◆ **REQUIRED TASK**
Restate the listing below word for word, omitting any images.

◆ **SUPPLIED DATA**
* * * * * * * * *

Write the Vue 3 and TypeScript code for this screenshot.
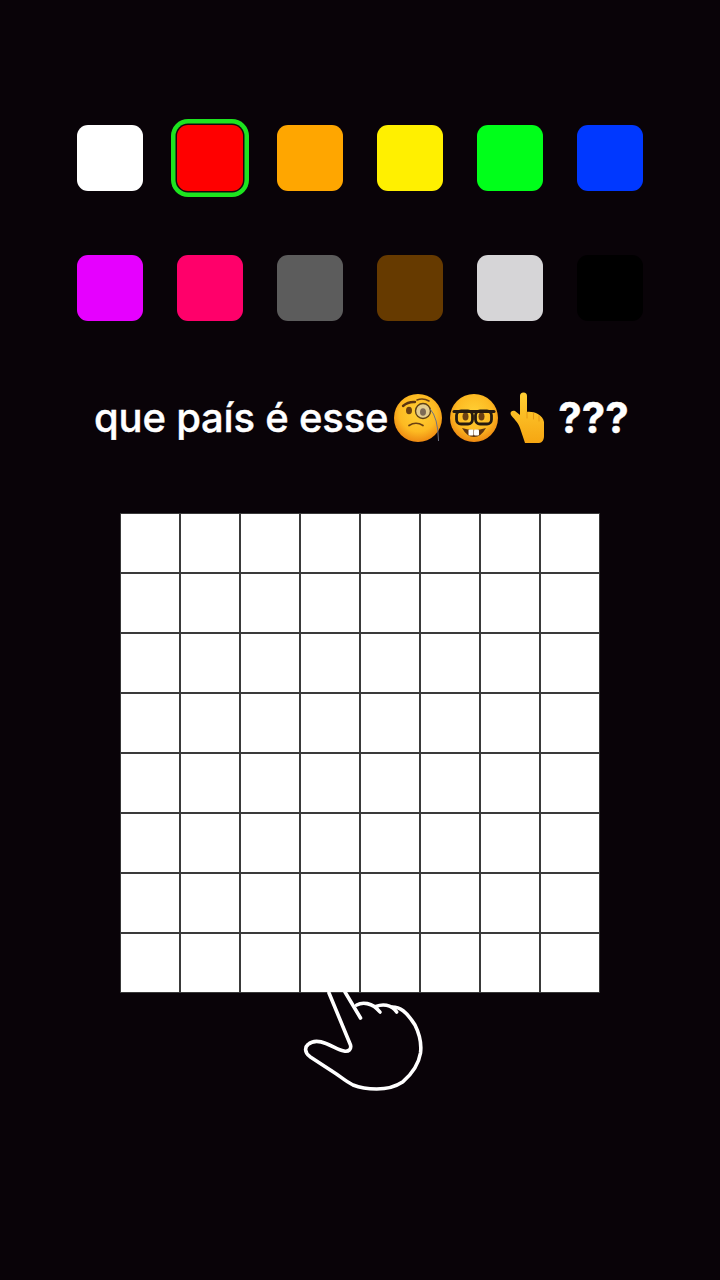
<script setup lang="ts">
const swatches: { color: string; selected?: boolean }[] = [
  { color: '#ffffff' },
  { color: '#ff0000', selected: true },
  { color: '#ffa600' },
  { color: '#fff000' },
  { color: '#00ff1a' },
  { color: '#0038ff' },
  { color: '#e600ff' },
  { color: '#ff006a' },
  { color: '#5c5c5c' },
  { color: '#663a00' },
  { color: '#d6d5d7' },
  { color: '#000000' },
]

const cells: number[] = Array.from({ length: 64 }, (_, i) => i)
</script>

<template>
  <main class="page">
    <div class="palette">
      <div
        v-for="s in swatches"
        :key="s.color"
        class="swatch"
        :class="{ selected: s.selected }"
        :style="{ backgroundColor: s.color }"
      ></div>
    </div>

    <div class="title">
      <span class="title-text">que país é esse</span>
      <svg class="emoji monocle" viewBox="0 0 48 48" width="48" height="48">
        <defs>
          <radialGradient id="face" cx="50%" cy="40%" r="62%">
            <stop offset="0%" stop-color="#ffd136" />
            <stop offset="62%" stop-color="#fdba22" />
            <stop offset="100%" stop-color="#ec8410" />
          </radialGradient>
        </defs>
        <circle cx="24" cy="24" r="24" fill="url(#face)" />
        <path d="M9 12 Q14 7.500 21 8" fill="none" stroke="#5a3410" stroke-width="2.400" stroke-linecap="round" />
        <ellipse cx="15" cy="16.500" rx="3" ry="3.800" fill="#6b4012" />
        <path d="M23 6 Q29 3.500 35 7" fill="none" stroke="#6b4012" stroke-width="1.600" stroke-linecap="round" />
        <circle cx="29" cy="17" r="7.500" fill="#e3cd8f" stroke="#5f4216" stroke-width="1.400" />
        <ellipse cx="29" cy="18" rx="3" ry="3.800" fill="#7d6a55" />
        <path d="M15 31.500 Q22 27 29 31.500" fill="none" stroke="#6b4012" stroke-width="1.700" stroke-linecap="round" />
        <path d="M36 15 Q44 23 44.500 47" fill="none" stroke="#6f7384" stroke-width="1" />
      </svg>
      <svg class="emoji nerd" viewBox="0 0 48 48" width="48" height="48">
        <circle cx="24" cy="24" r="24" fill="url(#face)" />
        <ellipse cx="15.500" cy="22.500" rx="3" ry="4" fill="#6b4012" />
        <ellipse cx="31.500" cy="22.500" rx="3" ry="4" fill="#6b4012" />
        <path d="M4 17.500 H44" stroke="#241a10" stroke-width="3" stroke-linecap="round" />
        <rect x="6.500" y="17" width="16" height="13" rx="4.500" fill="none" stroke="#241a10" stroke-width="2.800" />
        <rect x="25.500" y="17" width="16" height="13" rx="4.500" fill="none" stroke="#241a10" stroke-width="2.800" />
        <path d="M12 34 Q24 38 36 34 Q31 43 24 43 Q17 43 12 34 Z" fill="#5e3510" />
        <rect x="18.500" y="35.400" width="5" height="6" rx="1" fill="#ffffff" />
        <rect x="24" y="35.400" width="5" height="6" rx="1" fill="#ffffff" />
      </svg>
      <svg class="emoji finger" viewBox="0 0 34 51" width="34" height="51">
        <defs>
          <linearGradient id="skin" x1="0" y1="0" x2="0" y2="1">
            <stop offset="0%" stop-color="#ffcf33" />
            <stop offset="100%" stop-color="#f6a612" />
          </linearGradient>
        </defs>
        <path
          d="M10 4 a3.500 3.500 0 0 1 7 0 V20 C22 19 33 22 34 30 V44 C34 48 32 51 29 51 H15 C13.500 46 12 42 10 36 C8 30 3 26 1 23 C-0.500 20 2 18 5 19 L10 23 Z"
          fill="url(#skin)"
        />
        <path d="M17 20 V26 M23.500 21.500 V27 M29 24 V29" fill="none" stroke="#e08f10" stroke-width="0.800" stroke-linecap="round" />
      </svg>
      <span class="title-text marks">???</span>
    </div>

    <div class="board-wrap">
      <div class="board">
        <div v-for="c in cells" :key="c" class="cell"></div>
      </div>
      <svg class="hand" viewBox="300 990 130 105" width="130" height="105">
        <g fill="none" stroke="#ffffff" stroke-width="3.600" stroke-linecap="round" stroke-linejoin="round">
          <path d="M345 992 L360.500 1018" />
          <path d="M356.700 1005 C362 1002 372 1002 380 1012" />
          <path d="M376 1006.500 C382 1004 391 1004 396.700 1012" />
          <path
            d="M392 1007 C400 1007 406 1011 415 1025 C420 1035 421.500 1045 420.500 1053 C419 1062 414 1072 403 1081.700 C395 1087 385 1089 376.700 1089 C367 1089 358 1087 353 1085 C345 1081 340 1076 333 1071.700 L310 1056.700 C304 1052 305 1047 308 1044.500 C313 1040 320 1041 326 1043.500 C333 1046 338 1050 344 1051 C349 1052 351.500 1049 350.500 1045 L329 993"
          />
        </g>
      </svg>
    </div>
  </main>
</template>

<style scoped>
.page {
  box-sizing: border-box;
  width: 720px;
  height: 1280px;
  padding-top: 125px;
  overflow: hidden;
  background: #090308;
}

.palette {
  display: grid;
  grid-template-columns: repeat(6, 66px);
  grid-auto-rows: 66px;
  column-gap: 34px;
  row-gap: 64px;
  margin-left: 77px;
}

.swatch {
  border-radius: 11px;
}

.swatch.selected {
  box-shadow: 0 0 0 1.500px #140a0c, 0 0 0 6px #1de41f;
}

.title {
  display: flex;
  align-items: center;
  height: 51px;
  margin-top: 71px;
  margin-left: 94px;
}

.title-text {
  font-family: Inter, "Liberation Sans", sans-serif;
  font-size: 40px;
  font-weight: 500;
  letter-spacing: -0.2px;
  line-height: 51px;
  color: #ffffff;
  -webkit-text-stroke: 0.4px #ffffff;
}

.emoji {
  flex: none;
}

.monocle {
  margin-left: 6px;
}

.nerd {
  margin-left: 8px;
}

.finger {
  margin-left: 12px;
}

.marks {
  margin-left: 14px;
  font-weight: 700;
  font-size: 42px;
  letter-spacing: 0;
}

.board-wrap {
  position: relative;
  width: 480px;
  margin: 70px auto 0;
}

.board {
  box-sizing: border-box;
  display: grid;
  grid-template-columns: repeat(8, 58px);
  grid-template-rows: repeat(8, 58px);
  gap: 2px;
  padding: 1px;
  background: #3a3a3a;
}

.cell {
  background: #ffffff;
}

.hand {
  position: absolute;
  left: 180px;
  top: 477px;
}
</style>

<style>
body {
  background: #090308;
}
</style>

* * * * * * * * *

◆ **OUTPUT FOR THIS TASK**
Write the Vue 3 and TypeScript code for this screenshot.
<script setup lang="ts">
const swatches: { color: string; selected?: boolean }[] = [
  { color: '#ffffff' },
  { color: '#ff0000', selected: true },
  { color: '#ffa600' },
  { color: '#fff000' },
  { color: '#00ff1a' },
  { color: '#0038ff' },
  { color: '#e600ff' },
  { color: '#ff006a' },
  { color: '#5c5c5c' },
  { color: '#663a00' },
  { color: '#d6d5d7' },
  { color: '#000000' },
]

const cells: number[] = Array.from({ length: 64 }, (_, i) => i)
</script>

<template>
  <main class="page">
    <div class="palette">
      <div
        v-for="s in swatches"
        :key="s.color"
        class="swatch"
        :class="{ selected: s.selected }"
        :style="{ backgroundColor: s.color }"
      ></div>
    </div>

    <div class="title">
      <span class="title-text">que país é esse</span>
      <svg class="emoji monocle" viewBox="0 0 48 48" width="48" height="48">
        <defs>
          <radialGradient id="face" cx="50%" cy="40%" r="62%">
            <stop offset="0%" stop-color="#ffd136" />
            <stop offset="62%" stop-color="#fdba22" />
            <stop offset="100%" stop-color="#ec8410" />
          </radialGradient>
        </defs>
        <circle cx="24" cy="24" r="24" fill="url(#face)" />
        <path d="M9 12 Q14 7.500 21 8" fill="none" stroke="#5a3410" stroke-width="2.400" stroke-linecap="round" />
        <ellipse cx="15" cy="16.500" rx="3" ry="3.800" fill="#6b4012" />
        <path d="M23 6 Q29 3.500 35 7" fill="none" stroke="#6b4012" stroke-width="1.600" stroke-linecap="round" />
        <circle cx="29" cy="17" r="7.500" fill="#e3cd8f" stroke="#5f4216" stroke-width="1.400" />
        <ellipse cx="29" cy="18" rx="3" ry="3.800" fill="#7d6a55" />
        <path d="M15 31.500 Q22 27 29 31.500" fill="none" stroke="#6b4012" stroke-width="1.700" stroke-linecap="round" />
        <path d="M36 15 Q44 23 44.500 47" fill="none" stroke="#6f7384" stroke-width="1" />
      </svg>
      <svg class="emoji nerd" viewBox="0 0 48 48" width="48" height="48">
        <circle cx="24" cy="24" r="24" fill="url(#face)" />
        <ellipse cx="15.500" cy="22.500" rx="3" ry="4" fill="#6b4012" />
        <ellipse cx="31.500" cy="22.500" rx="3" ry="4" fill="#6b4012" />
        <path d="M4 17.500 H44" stroke="#241a10" stroke-width="3" stroke-linecap="round" />
        <rect x="6.500" y="17" width="16" height="13" rx="4.500" fill="none" stroke="#241a10" stroke-width="2.800" />
        <rect x="25.500" y="17" width="16" height="13" rx="4.500" fill="none" stroke="#241a10" stroke-width="2.800" />
        <path d="M12 34 Q24 38 36 34 Q31 43 24 43 Q17 43 12 34 Z" fill="#5e3510" />
        <rect x="18.500" y="35.400" width="5" height="6" rx="1" fill="#ffffff" />
        <rect x="24" y="35.400" width="5" height="6" rx="1" fill="#ffffff" />
      </svg>
      <svg class="emoji finger" viewBox="0 0 34 51" width="34" height="51">
        <defs>
          <linearGradient id="skin" x1="0" y1="0" x2="0" y2="1">
            <stop offset="0%" stop-color="#ffcf33" />
            <stop offset="100%" stop-color="#f6a612" />
          </linearGradient>
        </defs>
        <path
          d="M10 4 a3.500 3.500 0 0 1 7 0 V20 C22 19 33 22 34 30 V44 C34 48 32 51 29 51 H15 C13.500 46 12 42 10 36 C8 30 3 26 1 23 C-0.500 20 2 18 5 19 L10 23 Z"
          fill="url(#skin)"
        />
        <path d="M17 20 V26 M23.500 21.500 V27 M29 24 V29" fill="none" stroke="#e08f10" stroke-width="0.800" stroke-linecap="round" />
      </svg>
      <span class="title-text marks">???</span>
    </div>

    <div class="board-wrap">
      <div class="board">
        <div v-for="c in cells" :key="c" class="cell"></div>
      </div>
      <svg class="hand" viewBox="300 990 130 105" width="130" height="105">
        <g fill="none" stroke="#ffffff" stroke-width="3.600" stroke-linecap="round" stroke-linejoin="round">
          <path d="M345 992 L360.500 1018" />
          <path d="M356.700 1005 C362 1002 372 1002 380 1012" />
          <path d="M376 1006.500 C382 1004 391 1004 396.700 1012" />
          <path
            d="M392 1007 C400 1007 406 1011 415 1025 C420 1035 421.500 1045 420.500 1053 C419 1062 414 1072 403 1081.700 C395 1087 385 1089 376.700 1089 C367 1089 358 1087 353 1085 C345 1081 340 1076 333 1071.700 L310 1056.700 C304 1052 305 1047 308 1044.500 C313 1040 320 1041 326 1043.500 C333 1046 338 1050 344 1051 C349 1052 351.500 1049 350.500 1045 L329 993"
          />
        </g>
      </svg>
    </div>
  </main>
</template>

<style scoped>
.page {
  box-sizing: border-box;
  width: 720px;
  height: 1280px;
  padding-top: 125px;
  overflow: hidden;
  background: #090308;
}

.palette {
  display: grid;
  grid-template-columns: repeat(6, 66px);
  grid-auto-rows: 66px;
  column-gap: 34px;
  row-gap: 64px;
  margin-left: 77px;
}

.swatch {
  border-radius: 11px;
}

.swatch.selected {
  box-shadow: 0 0 0 1.500px #140a0c, 0 0 0 6px #1de41f;
}

.title {
  display: flex;
  align-items: center;
  height: 51px;
  margin-top: 71px;
  margin-left: 94px;
}

.title-text {
  font-family: Inter, "Liberation Sans", sans-serif;
  font-size: 40px;
  font-weight: 500;
  letter-spacing: -0.2px;
  line-height: 51px;
  color: #ffffff;
  -webkit-text-stroke: 0.4px #ffffff;
}

.emoji {
  flex: none;
}

.monocle {
  margin-left: 6px;
}

.nerd {
  margin-left: 8px;
}

.finger {
  margin-left: 12px;
}

.marks {
  margin-left: 14px;
  font-weight: 700;
  font-size: 42px;
  letter-spacing: 0;
}

.board-wrap {
  position: relative;
  width: 480px;
  margin: 70px auto 0;
}

.board {
  box-sizing: border-box;
  display: grid;
  grid-template-columns: repeat(8, 58px);
  grid-template-rows: repeat(8, 58px);
  gap: 2px;
  padding: 1px;
  background: #3a3a3a;
}

.cell {
  background: #ffffff;
}

.hand {
  position: absolute;
  left: 180px;
  top: 477px;
}
</style>

<style>
body {
  background: #090308;
}
</style>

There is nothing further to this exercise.